-- START OF SOURCE DATA --

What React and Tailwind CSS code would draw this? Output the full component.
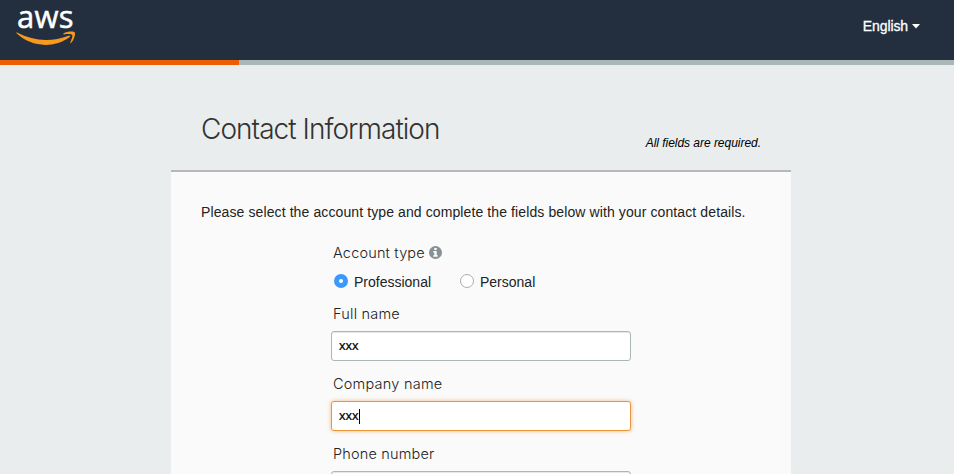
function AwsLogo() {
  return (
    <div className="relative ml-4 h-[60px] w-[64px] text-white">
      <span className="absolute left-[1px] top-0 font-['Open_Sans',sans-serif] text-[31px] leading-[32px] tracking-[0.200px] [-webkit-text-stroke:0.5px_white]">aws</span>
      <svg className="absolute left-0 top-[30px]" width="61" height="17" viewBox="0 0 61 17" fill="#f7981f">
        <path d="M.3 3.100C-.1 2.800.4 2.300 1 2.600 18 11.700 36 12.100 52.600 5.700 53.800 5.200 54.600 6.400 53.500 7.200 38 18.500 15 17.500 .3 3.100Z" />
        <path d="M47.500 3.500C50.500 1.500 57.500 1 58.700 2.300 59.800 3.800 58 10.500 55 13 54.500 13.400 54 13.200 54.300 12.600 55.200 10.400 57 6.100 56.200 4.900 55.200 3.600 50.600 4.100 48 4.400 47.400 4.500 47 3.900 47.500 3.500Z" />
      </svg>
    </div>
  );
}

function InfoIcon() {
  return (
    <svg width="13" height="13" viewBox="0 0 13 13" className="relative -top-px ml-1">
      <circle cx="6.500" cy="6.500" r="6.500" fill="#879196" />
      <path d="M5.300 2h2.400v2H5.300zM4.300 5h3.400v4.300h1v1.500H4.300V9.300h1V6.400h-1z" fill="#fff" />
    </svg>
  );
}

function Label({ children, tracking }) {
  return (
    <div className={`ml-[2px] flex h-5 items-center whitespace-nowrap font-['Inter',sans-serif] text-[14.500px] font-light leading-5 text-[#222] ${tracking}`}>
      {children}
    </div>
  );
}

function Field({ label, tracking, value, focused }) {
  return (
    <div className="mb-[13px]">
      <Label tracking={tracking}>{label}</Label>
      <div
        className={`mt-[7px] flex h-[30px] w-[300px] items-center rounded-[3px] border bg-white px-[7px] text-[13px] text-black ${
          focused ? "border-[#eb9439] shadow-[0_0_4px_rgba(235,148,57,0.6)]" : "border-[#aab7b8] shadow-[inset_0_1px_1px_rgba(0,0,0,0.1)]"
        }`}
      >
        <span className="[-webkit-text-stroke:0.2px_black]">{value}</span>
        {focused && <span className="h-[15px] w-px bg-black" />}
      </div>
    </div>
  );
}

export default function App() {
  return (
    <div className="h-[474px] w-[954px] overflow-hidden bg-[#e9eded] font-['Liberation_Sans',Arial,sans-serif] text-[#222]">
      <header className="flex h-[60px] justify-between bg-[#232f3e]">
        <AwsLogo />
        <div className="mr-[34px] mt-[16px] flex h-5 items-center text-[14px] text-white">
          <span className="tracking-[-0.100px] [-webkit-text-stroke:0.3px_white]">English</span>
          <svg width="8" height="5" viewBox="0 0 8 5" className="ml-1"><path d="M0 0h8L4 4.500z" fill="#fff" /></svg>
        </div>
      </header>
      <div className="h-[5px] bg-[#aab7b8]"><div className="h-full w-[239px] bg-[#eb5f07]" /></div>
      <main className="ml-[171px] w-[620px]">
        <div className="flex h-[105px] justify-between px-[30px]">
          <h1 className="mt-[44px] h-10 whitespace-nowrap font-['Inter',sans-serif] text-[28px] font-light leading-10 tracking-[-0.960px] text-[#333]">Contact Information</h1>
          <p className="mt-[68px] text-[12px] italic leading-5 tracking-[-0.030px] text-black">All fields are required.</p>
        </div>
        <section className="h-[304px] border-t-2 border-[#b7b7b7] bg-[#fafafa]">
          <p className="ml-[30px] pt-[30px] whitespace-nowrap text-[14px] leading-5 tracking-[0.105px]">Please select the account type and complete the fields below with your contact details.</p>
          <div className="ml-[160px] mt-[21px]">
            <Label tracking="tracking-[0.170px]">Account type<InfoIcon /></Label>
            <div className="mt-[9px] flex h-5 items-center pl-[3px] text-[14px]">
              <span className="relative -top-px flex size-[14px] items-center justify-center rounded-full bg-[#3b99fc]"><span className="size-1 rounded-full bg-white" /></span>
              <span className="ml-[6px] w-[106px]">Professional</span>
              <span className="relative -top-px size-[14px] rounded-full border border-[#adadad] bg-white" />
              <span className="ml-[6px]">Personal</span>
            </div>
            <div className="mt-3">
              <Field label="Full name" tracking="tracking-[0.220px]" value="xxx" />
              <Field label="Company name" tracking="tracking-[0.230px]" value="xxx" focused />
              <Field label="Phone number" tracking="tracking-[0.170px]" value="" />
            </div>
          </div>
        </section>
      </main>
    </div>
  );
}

-- END OF SOURCE DATA --

Reproduce the material above in full and without alteration, but skip all pictures.

What React and Tailwind CSS code would draw this? Output the full component.
function AwsLogo() {
  return (
    <div className="relative ml-4 h-[60px] w-[64px] text-white">
      <span className="absolute left-[1px] top-0 font-['Open_Sans',sans-serif] text-[31px] leading-[32px] tracking-[0.200px] [-webkit-text-stroke:0.5px_white]">aws</span>
      <svg className="absolute left-0 top-[30px]" width="61" height="17" viewBox="0 0 61 17" fill="#f7981f">
        <path d="M.3 3.100C-.1 2.800.4 2.300 1 2.600 18 11.700 36 12.100 52.600 5.700 53.800 5.200 54.600 6.400 53.500 7.200 38 18.500 15 17.500 .3 3.100Z" />
        <path d="M47.500 3.500C50.500 1.500 57.500 1 58.700 2.300 59.800 3.800 58 10.500 55 13 54.500 13.400 54 13.200 54.300 12.600 55.200 10.400 57 6.100 56.200 4.900 55.200 3.600 50.600 4.100 48 4.400 47.400 4.500 47 3.900 47.500 3.500Z" />
      </svg>
    </div>
  );
}

function InfoIcon() {
  return (
    <svg width="13" height="13" viewBox="0 0 13 13" className="relative -top-px ml-1">
      <circle cx="6.500" cy="6.500" r="6.500" fill="#879196" />
      <path d="M5.300 2h2.400v2H5.300zM4.300 5h3.400v4.300h1v1.500H4.300V9.300h1V6.400h-1z" fill="#fff" />
    </svg>
  );
}

function Label({ children, tracking }) {
  return (
    <div className={`ml-[2px] flex h-5 items-center whitespace-nowrap font-['Inter',sans-serif] text-[14.500px] font-light leading-5 text-[#222] ${tracking}`}>
      {children}
    </div>
  );
}

function Field({ label, tracking, value, focused }) {
  return (
    <div className="mb-[13px]">
      <Label tracking={tracking}>{label}</Label>
      <div
        className={`mt-[7px] flex h-[30px] w-[300px] items-center rounded-[3px] border bg-white px-[7px] text-[13px] text-black ${
          focused ? "border-[#eb9439] shadow-[0_0_4px_rgba(235,148,57,0.6)]" : "border-[#aab7b8] shadow-[inset_0_1px_1px_rgba(0,0,0,0.1)]"
        }`}
      >
        <span className="[-webkit-text-stroke:0.2px_black]">{value}</span>
        {focused && <span className="h-[15px] w-px bg-black" />}
      </div>
    </div>
  );
}

export default function App() {
  return (
    <div className="h-[474px] w-[954px] overflow-hidden bg-[#e9eded] font-['Liberation_Sans',Arial,sans-serif] text-[#222]">
      <header className="flex h-[60px] justify-between bg-[#232f3e]">
        <AwsLogo />
        <div className="mr-[34px] mt-[16px] flex h-5 items-center text-[14px] text-white">
          <span className="tracking-[-0.100px] [-webkit-text-stroke:0.3px_white]">English</span>
          <svg width="8" height="5" viewBox="0 0 8 5" className="ml-1"><path d="M0 0h8L4 4.500z" fill="#fff" /></svg>
        </div>
      </header>
      <div className="h-[5px] bg-[#aab7b8]"><div className="h-full w-[239px] bg-[#eb5f07]" /></div>
      <main className="ml-[171px] w-[620px]">
        <div className="flex h-[105px] justify-between px-[30px]">
          <h1 className="mt-[44px] h-10 whitespace-nowrap font-['Inter',sans-serif] text-[28px] font-light leading-10 tracking-[-0.960px] text-[#333]">Contact Information</h1>
          <p className="mt-[68px] text-[12px] italic leading-5 tracking-[-0.030px] text-black">All fields are required.</p>
        </div>
        <section className="h-[304px] border-t-2 border-[#b7b7b7] bg-[#fafafa]">
          <p className="ml-[30px] pt-[30px] whitespace-nowrap text-[14px] leading-5 tracking-[0.105px]">Please select the account type and complete the fields below with your contact details.</p>
          <div className="ml-[160px] mt-[21px]">
            <Label tracking="tracking-[0.170px]">Account type<InfoIcon /></Label>
            <div className="mt-[9px] flex h-5 items-center pl-[3px] text-[14px]">
              <span className="relative -top-px flex size-[14px] items-center justify-center rounded-full bg-[#3b99fc]"><span className="size-1 rounded-full bg-white" /></span>
              <span className="ml-[6px] w-[106px]">Professional</span>
              <span className="relative -top-px size-[14px] rounded-full border border-[#adadad] bg-white" />
              <span className="ml-[6px]">Personal</span>
            </div>
            <div className="mt-3">
              <Field label="Full name" tracking="tracking-[0.220px]" value="xxx" />
              <Field label="Company name" tracking="tracking-[0.230px]" value="xxx" focused />
              <Field label="Phone number" tracking="tracking-[0.170px]" value="" />
            </div>
          </div>
        </section>
      </main>
    </div>
  );
}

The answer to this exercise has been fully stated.